Reinforcing standards
If there seems to be a lot of traditional class work in that mix, that's because there is. The Army JROTC curriculum has been designed to reinforce the national academic standards that underlie the No Child Left Behind education law.

Shooting, marching, orienteering and other competitive extras take place outside the regular school day. Students can't participate without passing all regular classes. The extras are a reward that motivates cadets to fulfill academic duties.

"We designed the competitive events to appeal to all different types of kids. That way we'd have something to offer up to motivate nearly anyone," Col. Blunk said. "The marching teams attract social kids. The orienteering, as you might imagine, appeals to quieter students, the ones who like figuring out puzzles."

No one at Mesquite knows any particular reason the district should have such a large and successful program, but now that it does, its leaders are using psychology to perpetuate it.

The district's success has given it a reputation as a great workplace for JROTC, so every open position brings dozens of applications. Col. Blunk thus has the luxury of hiring top teachers who perpetuate district success and keep applications flowing in.

Cadets recruit
Program leaders also use each year's high school class to recruit the next year's cadets. They send successful cadets back to their old middle schools to show how JROTC makes kids more mature. Tanner Nix, a 14-year-old freshman at Horn, knew he wanted to be in JROTC years before he made it to high school.

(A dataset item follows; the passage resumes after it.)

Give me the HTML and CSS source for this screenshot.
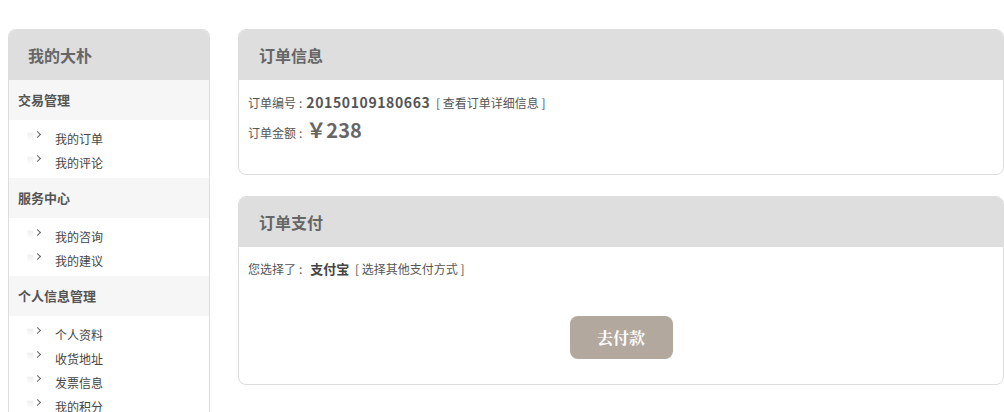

"The whole program seems to be in a repeating positive cycle," said Linda Henrie, the district's superintendent. "It just seems to perpetuate itself."

Of course, past success does not preclude the need for cool new stuff. That is why Col. Blunk drove to Fort Hood last week, armed with pens, hats and puppy chow.

"The government's fiscal year ends Sept. 30," he said, "and there's often money lying around that hasn't been spent. A strategic visit right around now is a very smart thing to do."